Amazingly, the Los Angeles Dodgers managed to reach the All Star break with the best record in the National League–yes, the BEST record in the entire National League. Given all of the injury issues (e.g. Clayton Kershaw, Hyun-jin Ryu, Hanley Ramirez, Juan Uribe, Carl Crawford, A.J. Ellis, etc.), the persistent outfield logjam concerns, and the Time Warner SportsNet LA drama in the background–all obstacles that the Dodgers had faced before even reaching the All Star break–being in first place was quite the accomplishment. That unlikely accomplishment begs the question–how did the Dodgers ‘survive and advance’? Well, it all came down to the record-setting pitching staff, and specifically, the starting rotation.
Now 10 days into the second half of the season, the Dodgers enter their game tonight in San Francisco against the Giants, on ESPN’s Sunday Night Baseball, with a chance to remain in first place in the National League West, as well as to maintain the best record in the National League (although they would be tied with the Milwaukee Brewers and Washington Nationals). During the first game of this series, Zack Greinke went seven strong innings, limiting the Giants to four hits, while striking out 10 batters, and the Dodgers won easily, 8-1. In Saturday evening’s game, Clayton Kershaw threw a ‘ho hum’ two-hitter, striking out seven batters along the way, and the Dodgers won 5-0. The Dodgers’ third best starter, Hyun-jin Ryu, takes the mound Sunday night.

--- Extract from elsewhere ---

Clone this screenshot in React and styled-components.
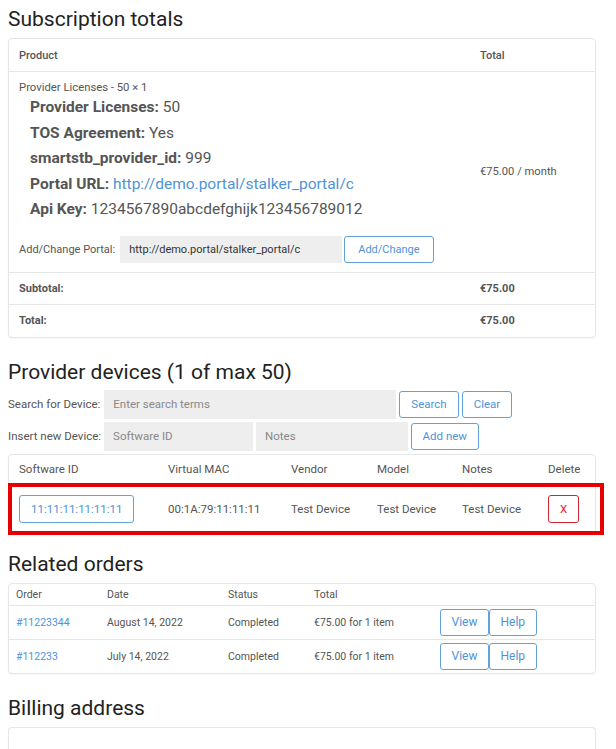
import React from "react";
import styled, { createGlobalStyle } from "styled-components";

const Global = createGlobalStyle`
  html, body { margin: 0; padding: 0; background: #fff; }
  body { font-family: Roboto, "Liberation Sans", Arial, sans-serif; color: #555; }
  * { box-sizing: border-box; }
`;

const BLUE = "#4f93d6";
const BLUE_BORDER = "#62a2da";
const BORDER = "#e6e6e6";

const Page = styled.div`
  width: 588px;
  margin-left: 8px;
  padding-top: 7px;
`;

const Section = styled.section`
  margin-top: ${(p) => p.$top || 0}px;
`;

const Heading = styled.h2`
  margin: 0 0 ${(p) => p.$mb ?? 7}px;
  font-size: 21px;
  line-height: 24px;
  font-weight: 400;
  color: #222;
`;

const Card = styled.div`
  position: relative;
  margin-top: ${(p) => p.$top || 0}px;
  border: 1px solid ${BORDER};
  border-radius: 4px;
  box-shadow: 0 1px 2px rgba(0, 0, 0, 0.04);
  background: #fff;
`;

const Row = styled.div`
  position: relative;
  display: grid;
  grid-template-columns: ${(p) => p.$cols};
  align-items: center;
  min-height: ${(p) => p.$h}px;
  border-top: ${(p) => (p.$first ? "none" : `1px solid ${BORDER}`)};
`;

const Cell = styled.div`
  padding: ${(p) => p.$pad || "0 10px"};
  font-size: ${(p) => p.$size || 11}px;
  font-weight: ${(p) => p.$weight || 400};
  color: #555;
  white-space: nowrap;
`;

const ItemName = styled.div`
  font-size: 11.3px;
  line-height: 13px;
`;

const Meta = styled.ul`
  list-style: none;
  margin: 1px 0 0 11px;
  padding: 0;
  font-size: 15.5px;
  line-height: 25.5px;
  color: #555;
`;

const MetaLabel = styled.strong`
  font-weight: 700;
`;

const Link = styled.a`
  color: ${BLUE};
  text-decoration: none;
`;

const InlineForm = styled.div`
  display: flex;
  align-items: center;
  gap: ${(p) => p.$gap || 3}px;
  margin-top: ${(p) => p.$top || 0}px;
`;

const Label = styled.span`
  font-size: ${(p) => p.$size || 11.5}px;
  color: #555;
  margin-right: ${(p) => p.$mr ?? 1}px;
  white-space: nowrap;
`;

const Input = styled.input`
  width: ${(p) => p.$w}px;
  height: ${(p) => p.$h || 29}px;
  border: none;
  background: #eeeeee;
  padding: 0 9px;
  font-family: inherit;
  font-size: ${(p) => p.$size || 11.5}px;
  color: #333;
  outline: none;
  &::placeholder { color: #888; }
`;

const Button = styled.button`
  height: ${(p) => p.$h || 27}px;
  padding: 0 ${(p) => p.$px || 11}px;
  border: 1px solid ${(p) => (p.$danger ? "#d9232f" : BLUE_BORDER)};
  border-radius: 3px;
  background: #fff;
  color: ${(p) => (p.$danger ? "#e0242f" : BLUE)};
  font-family: inherit;
  font-size: ${(p) => p.$size || 11.5}px;
  cursor: pointer;
  white-space: nowrap;
`;

const ButtonGroup = styled.div`
  display: flex;
`;

const Highlight = styled.div`
  position: absolute;
  top: -1px;
  left: -1px;
  right: -9px;
  bottom: -1px;
  border: 4px solid #e60000;
  pointer-events: none;
`;

const EmptyCard = styled(Card)`
  height: 40px;
  border-bottom: none;
  border-radius: 4px 4px 0 0;
`;

const SUB_COLS = "461px 1fr";
const DEV_COLS = "149px 123px 86px 85px 86px 1fr";
const ORD_COLS = "91px 121px 86px 126px 1fr";

export default function App() {
  return (
    <>
      <Global />
      <Page>
        <Section>
          <Heading>Subscription totals</Heading>
          <Card>
            <Row $cols={SUB_COLS} $h={32} $first>
              <Cell $weight={500}>Product</Cell>
              <Cell $weight={500}>Total</Cell>
            </Row>
            <Row $cols={SUB_COLS} $h={200}>
              <Cell $pad="9px 10px 9px">
                <ItemName>Provider Licenses - 50 × 1</ItemName>
                <Meta>
                  <li><MetaLabel>Provider Licenses:</MetaLabel> 50</li>
                  <li><MetaLabel>TOS Agreement:</MetaLabel> Yes</li>
                  <li><MetaLabel>smartstb_provider_id:</MetaLabel> 999</li>
                  <li>
                    <MetaLabel>Portal URL:</MetaLabel>{" "}
                    <Link href="#">http://demo.portal/stalker_portal/c</Link>
                  </li>
                  <li><MetaLabel>Api Key:</MetaLabel> 1234567890abcdefghijk123456789012</li>
                </Meta>
                <InlineForm $top={13} $gap={2}>
                  <Label $size={11} $mr={3}>Add/Change Portal:</Label>
                  <Input $w={222} $h={27} $size={11} defaultValue="http://demo.portal/stalker_portal/c" />
                  <Button $h={27} $px={13} $size={11}>Add/Change</Button>
                </InlineForm>
              </Cell>
              <Cell $size={11.2}>€75.00 / month</Cell>
            </Row>
            <Row $cols={SUB_COLS} $h={32}>
              <Cell $weight={700}>Subtotal:</Cell>
              <Cell $weight={700}>€75.00</Cell>
            </Row>
            <Row $cols={SUB_COLS} $h={33}>
              <Cell $weight={700}>Total:</Cell>
              <Cell $weight={700}>€75.00</Cell>
            </Row>
          </Card>
        </Section>

        <Section $top={22}>
          <Heading $mb={6}>Provider devices (1 of max 50)</Heading>
          <InlineForm>
            <Label>Search for Device:</Label>
            <Input $w={292} placeholder="Enter search terms" />
            <Button>Search</Button>
            <Button>Clear</Button>
          </InlineForm>
          <InlineForm $top={3}>
            <Label $mr={0}>Insert new Device:</Label>
            <Input $w={149} placeholder="Software ID" />
            <Input $w={152} placeholder="Notes" />
            <Button $px={10.5}>Add new</Button>
          </InlineForm>
          <Card $top={3}>
            <Row $cols={DEV_COLS} $h={28} $first>
              <Cell $size={11.5}>Software ID</Cell>
              <Cell $size={11.5}>Virtual MAC</Cell>
              <Cell $size={11.5}>Vendor</Cell>
              <Cell $size={11.5}>Model</Cell>
              <Cell $size={11.5}>Notes</Cell>
              <Cell $size={11.5}>Delete</Cell>
            </Row>
            <Row $cols={DEV_COLS} $h={51}>
              <Cell>
                <Button $h={28} $px={11}>11:11:11:11:11:11</Button>
              </Cell>
              <Cell $size={11.5}>00:1A:79:11:11:11</Cell>
              <Cell $size={11.5}>Test Device</Cell>
              <Cell $size={11.5}>Test Device</Cell>
              <Cell $size={11.5}>Test Device</Cell>
              <Cell>
                <Button $danger $h={28} $px={11}>X</Button>
              </Cell>
              <Highlight />
            </Row>
          </Card>
        </Section>

        <Section $top={17}>
          <Heading>Related orders</Heading>
          <Card>
            <Row $cols={ORD_COLS} $h={21} $first>
              <Cell $pad="0 7px" $size={10.5}>Order</Cell>
              <Cell $pad="0 7px" $size={10.5}>Date</Cell>
              <Cell $pad="0 7px" $size={10.5}>Status</Cell>
              <Cell $pad="0 7px" $size={10.5}>Total</Cell>
              <Cell />
            </Row>
            {[
              ["#11223344", "August 14, 2022"],
              ["#112233", "July 14, 2022"],
            ].map(([id, date]) => (
              <Row key={id} $cols={ORD_COLS} $h={34}>
                <Cell $pad="0 7px" $size={10.5}><Link href="#">{id}</Link></Cell>
                <Cell $pad="0 7px" $size={10.5}>{date}</Cell>
                <Cell $pad="0 7px" $size={10.5}>Completed</Cell>
                <Cell $pad="0 7px" $size={10.5}>€75.00 for 1 item</Cell>
                <Cell $pad="0 7px">
                  <ButtonGroup>
                    <Button $px={10.5} $size={12}>View</Button>
                    <Button $px={10.5} $size={12}>Help</Button>
                  </ButtonGroup>
                </Cell>
              </Row>
            ))}
          </Card>
        </Section>

        <Section $top={22}>
          <Heading>Billing address</Heading>
          <EmptyCard />
        </Section>
      </Page>
    </>
  );
}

So what was so special about the Dodgers’ starting rotation in the first half of the season? Let’s take a quick look at some of the records they amassed:
- Kershaw: after Saturday’s game, he now holds a 1.40 ERA in his career against the Giants, which is the lowest ERA for any pitcher versus a single opponent in the last 100 seasons (with a minimum of 20 starts);
- Kershaw: his streak of 41 consecutive scoreless innings is third all-time behind Orel Hershiser (59 innings), and Brandon Webb (42 innings), in the Divisional Era (since 1969);
- Kershaw: joined Bob Gibson (1971) and Sandy Koufax (1964) as only reigning Cy Young Award winners to throw no-hitter;
- Greinke: most consecutive starts (dating back to 2013) allowing two earned runs or less (22);
- Starting rotation: two walks or fewer in 39 straight starts is longest streak of its kind since 1900.
Clearly, the Dodgers still have issues to work out. Dan Haren has been the ‘ugly duckling’ of the starting rotation for several weeks now, and the Dodgers have been seriously considering going after another top-flight starting pitcher like David Price or Jon Lester. Matt Kemp’s agent has been pushing for a change of scenery, but his huge contract makes it difficult for the Dodgers to work out a suitable trade. And, of course, most Dodgers fans still can’t watch their team play on TV. All of that being said, the Dodgers are in first place heading into Sunday night’s game, and they have a chance to remain tied for the best record in the National League. If that’s their worst-case scenario with ALL of the obstacles they’ve faced thus far, that’s pretty darn good!